Backpackers have wised up to the fact that traveling light means traveling easy – who wants to haul a gigantic suitcase on a coach across the border? If you’re visiting Europe, having easy to carry, easy to stash luggage is a great money-saver and just makes life easier.
Here’s five ways to cut down to carry-on only for your next European trip.
Get the right carry-on
International flights mean carry-on restrictions. The permitted size is the most important restriction to take note of, yet annoyingly enough, the restrictions on European flights vary from airline to airline.
Thankfully, though, the differences aren’t that great – if your carry-on bag measures no more that 50cm x 35cm x 25cm, you should be able to load it onto most European airline cabins.
It’s usually more effective to find a good, soft backpack rather than a small wheeled suitcase, as backpacks have the “squish factor”. As long as your carry-on can squeeze itself into the desired size, it’s all above board.
To make the best of your clothing options; pack items that are neutral to ensure ultimate mixing-and-matching potential. A black t-shirt can be worn with just about anything; making its value as an option much higher.
A simple little black dress can be evening wear or day wear, so its packing value is immediately higher than a glitzy hot pink number that has to be worn sparingly.
With limited space and limited outfits, it’s time to get creative to make sure you’ve got clothes that are suitable for anything. Including a glitzy waist belt and a couple of pieces of jewelry in your case that glam up a sundress is a much better option than packing a whole new evening dress. A nice tie is a much easier option than hauling around a tuxedo.
Let go of vanity
Hairdryers, hair straighteners and fancy beauty products like make-up and hair gel are luxuries. Do you really want to be spending hours preening yourself in your hotel room on holiday anyway? Learn to love your natural look and save oodles of space in your carry-on by ditching bulky vanity products.
Plan and be strict
What do you plan on doing on your travels? Do you really need your most heavy-duty coat, or will a more lightweight jacket do? Are you actually going to work out, or is it better to leave your big sneakers behind?

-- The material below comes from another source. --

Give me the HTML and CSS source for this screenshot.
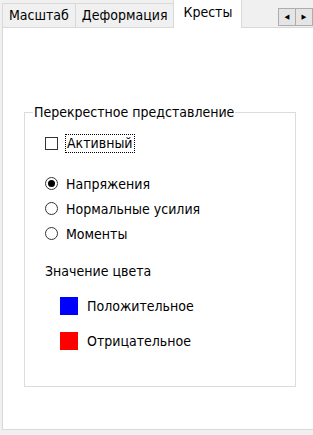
FILE: index.html
```html
<!DOCTYPE html>
<html lang="ru">
<head>
    <meta charset="UTF-8">
    <title>Кресты</title>
    <link rel="stylesheet" href="styles.css">
</head>
<body>

    <div class="tabs">
        <div class="tab">Масштаб</div>
        <div class="tab">Деформация</div>
        <div class="tab active">Кресты</div>
        <div class="scroll">
            <span class="arrow">&#9664;</span>
            <span class="arrow">&#9654;</span>
        </div>
    </div>

    <div class="panel">
        <fieldset class="group">
            <legend>Перекрестное представление</legend>

            <div class="group-body">
                <label class="check">
                    <span class="box"></span>
                    <span class="focus">Активный</span>
                </label>

                <!-- Тип отображения -->
                <div class="radios">
                    <label class="radio"><span class="dot checked"></span>Напряжения</label>
                    <label class="radio"><span class="dot"></span>Нормальные усилия</label>
                    <label class="radio"><span class="dot"></span>Моменты</label>
                </div>

                <div class="colors-title">Значение цвета</div>
                <div class="colors">
                    <div class="color-row"><span class="swatch blue"></span>Положительное</div>
                    <div class="color-row"><span class="swatch red"></span>Отрицательное</div>
                </div>
            </div>
        </fieldset>
    </div>

</body>
</html>
```

FILE: styles.css
```css
body {
    font-family: 'DejaVu Sans Condensed', 'DejaVu Sans', sans-serif;
    font-size: 14px;
    color: #000;
    background-color: #f0f0f0;
    margin: 0;
    width: 313px;
    height: 435px;
    overflow: hidden;
}

.tabs {
    display: flex;
    align-items: flex-end;
    height: 27px;
    padding-left: 2px;
    position: relative;
    z-index: 1;
}

.tab {
    height: 23px;
    line-height: 23px;
    padding: 0 6px;
    border: 1px solid #d9d9d9;
    border-bottom: none;
    margin-right: -1px;
}

.tab.active {
    height: 28px;
    line-height: 25px;
    background-color: #fff;
    padding: 0 9px;
    margin-bottom: -1px;
}

.scroll {
    margin-left: auto;
    align-self: flex-start;
    margin-top: 8px;
    display: flex;
}

.arrow {
    width: 16px;
    height: 16px;
    border: 1px solid #adadad;
    background-color: #e5e5e5;
    font-size: 7px;
    line-height: 16px;
    text-align: center;
    margin-left: -1px;
}

.panel {
    margin-left: 2px;
    height: 403px;
    background-color: #fff;
    border: 1px solid #d9d9d9;
    border-right: none;
    padding: 76px 0 0 21px;
    box-sizing: border-box;
}

.group {
    width: 272px;
    height: 283px;
    box-sizing: border-box;
    margin: 0;
    padding: 0;
    border: 1px solid #dcdcdc;
}

.group legend {
    padding: 0 1px;
    margin-left: 8px;
}

.group-body {
    padding: 14px 0 0 20px;
}

.check {
    display: flex;
    align-items: center;
    height: 18px;
}

.box {
    width: 13px;
    height: 13px;
    box-sizing: border-box;
    border: 1px solid #333;
    margin-right: 8px;
}

.focus {
    outline: 1px dotted #000;
    padding: 0 1px;
    line-height: 17px;
}

.radios {
    margin-top: 19px;
}

.radio {
    display: flex;
    align-items: center;
    height: 25px;
}

.dot {
    width: 13px;
    height: 13px;
    box-sizing: border-box;
    border: 1px solid #333;
    border-radius: 50%;
    margin-right: 8px;
    display: flex;
    align-items: center;
    justify-content: center;
}

.dot.checked::after {
    content: "";
    width: 7px;
    height: 7px;
    border-radius: 50%;
    background-color: #000;
}

.colors-title {
    margin-top: 17px;
}

.colors {
    margin-top: 9px;
    margin-left: 15px;
}

.color-row {
    display: flex;
    align-items: center;
    height: 35px;
}

.swatch {
    width: 18px;
    height: 18px;
    margin-right: 9px;
}

.blue {
    background-color: #0000ff;
}

.red {
    background-color: #ff0000;
}
```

When packing, travelers can be stricken with the ‘what-ifs?’, which leads to lots of last-minute additions to their luggage. Make an extensive list and stick to it. If the likelihood of you doing a mountain walk is low, trust your instincts and leave the hiking boots out of your bag.

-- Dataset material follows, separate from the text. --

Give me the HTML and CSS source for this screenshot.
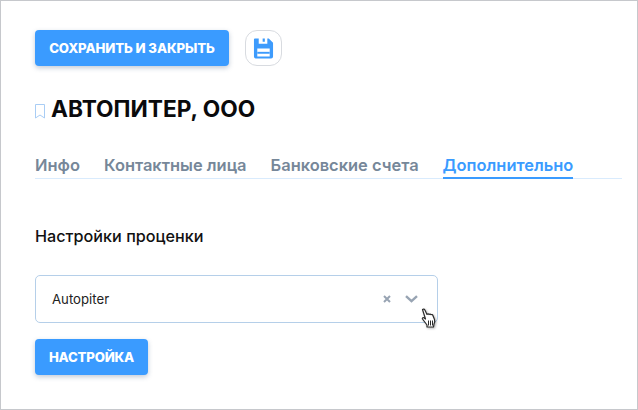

Take advantage of loopholes
For international flights, there will always be a weight restriction on carry-on bags as well as the size restriction mentioned above. Of the most-used European airlines (Luthansa Group, Ryanair & Air France-KLM) the carry-on weight restrictions range from 17 lbs (8kg) to 26 lbs (12kg).

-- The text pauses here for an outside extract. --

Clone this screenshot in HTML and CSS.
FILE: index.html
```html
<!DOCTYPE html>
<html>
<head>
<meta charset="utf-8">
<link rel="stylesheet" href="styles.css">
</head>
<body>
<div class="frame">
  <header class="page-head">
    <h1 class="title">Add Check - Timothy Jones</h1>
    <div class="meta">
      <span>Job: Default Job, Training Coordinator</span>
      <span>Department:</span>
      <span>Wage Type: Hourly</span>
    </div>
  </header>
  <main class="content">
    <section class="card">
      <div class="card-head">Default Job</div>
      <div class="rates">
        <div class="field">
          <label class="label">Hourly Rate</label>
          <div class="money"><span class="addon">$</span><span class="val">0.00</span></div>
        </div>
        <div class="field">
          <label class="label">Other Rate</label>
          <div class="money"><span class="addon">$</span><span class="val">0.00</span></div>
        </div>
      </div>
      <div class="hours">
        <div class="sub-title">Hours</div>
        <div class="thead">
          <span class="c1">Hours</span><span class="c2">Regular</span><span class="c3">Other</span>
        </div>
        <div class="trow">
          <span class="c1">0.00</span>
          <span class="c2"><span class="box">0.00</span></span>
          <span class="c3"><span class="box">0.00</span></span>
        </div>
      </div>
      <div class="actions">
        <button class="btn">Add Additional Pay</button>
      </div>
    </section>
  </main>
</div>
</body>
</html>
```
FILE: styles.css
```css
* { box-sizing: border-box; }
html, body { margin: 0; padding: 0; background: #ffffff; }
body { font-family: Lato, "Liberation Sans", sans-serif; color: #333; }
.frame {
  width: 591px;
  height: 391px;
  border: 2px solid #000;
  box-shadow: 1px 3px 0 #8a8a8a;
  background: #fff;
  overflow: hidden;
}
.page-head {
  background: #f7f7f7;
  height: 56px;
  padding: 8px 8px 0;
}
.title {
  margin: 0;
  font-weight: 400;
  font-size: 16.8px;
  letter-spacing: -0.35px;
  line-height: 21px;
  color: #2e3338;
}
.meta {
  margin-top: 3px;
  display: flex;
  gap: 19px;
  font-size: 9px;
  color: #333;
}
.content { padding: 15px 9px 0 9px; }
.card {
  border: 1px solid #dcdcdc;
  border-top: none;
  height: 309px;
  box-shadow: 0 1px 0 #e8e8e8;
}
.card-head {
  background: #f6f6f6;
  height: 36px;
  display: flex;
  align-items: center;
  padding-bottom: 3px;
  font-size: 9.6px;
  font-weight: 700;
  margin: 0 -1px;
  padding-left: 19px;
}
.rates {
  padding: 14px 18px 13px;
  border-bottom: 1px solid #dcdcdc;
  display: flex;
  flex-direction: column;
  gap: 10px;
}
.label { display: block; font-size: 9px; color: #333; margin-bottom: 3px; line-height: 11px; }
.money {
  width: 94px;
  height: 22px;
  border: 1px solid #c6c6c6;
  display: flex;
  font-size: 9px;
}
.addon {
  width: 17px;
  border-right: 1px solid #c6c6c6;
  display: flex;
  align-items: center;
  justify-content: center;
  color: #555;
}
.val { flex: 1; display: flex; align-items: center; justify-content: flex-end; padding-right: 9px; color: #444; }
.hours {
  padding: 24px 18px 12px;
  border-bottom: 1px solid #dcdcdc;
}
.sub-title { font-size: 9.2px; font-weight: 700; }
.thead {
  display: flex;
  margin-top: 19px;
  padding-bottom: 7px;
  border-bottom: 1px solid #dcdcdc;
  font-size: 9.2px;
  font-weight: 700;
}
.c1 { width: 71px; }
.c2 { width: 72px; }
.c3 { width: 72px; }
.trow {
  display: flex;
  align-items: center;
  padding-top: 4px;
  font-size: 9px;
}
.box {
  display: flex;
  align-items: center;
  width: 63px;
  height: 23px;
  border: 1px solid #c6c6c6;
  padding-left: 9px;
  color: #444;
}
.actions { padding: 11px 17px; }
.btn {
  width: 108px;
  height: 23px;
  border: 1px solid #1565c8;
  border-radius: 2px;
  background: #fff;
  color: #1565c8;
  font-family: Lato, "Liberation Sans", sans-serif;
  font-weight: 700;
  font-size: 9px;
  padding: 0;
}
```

Most airline carriers these days allow you to take an additional personal item , like a laptop bag or handbag, which can be any size as long as it fits neatly underneath the seat in front of you. Most handbags or laptop bags have space for a multitude of little goodies – your kindle, an extra pair of socks, a jar of coffee – don’t waste it.
Airlines place restrictions on luggage, but not on passengers, so try to wear your bulkier items on travel days to free up space in your bag.
Learn the art of rolling
Packing’s a pretty simple task, right? Well, it is, but that doesn’t mean you’ve been doing it the most efficient way all these years. If you’re trying to pack light, stuffing clothes unceremoniously into your bag is nothing short of criminal, and folding them isn’t the best method either.
To maximize the space available in your carry-on, learn to pack dense and roll your clothes once they’re folded. Once they’re folded and rolled to their smallest possible size, you’ll find you can fit them around a lot more in your bag.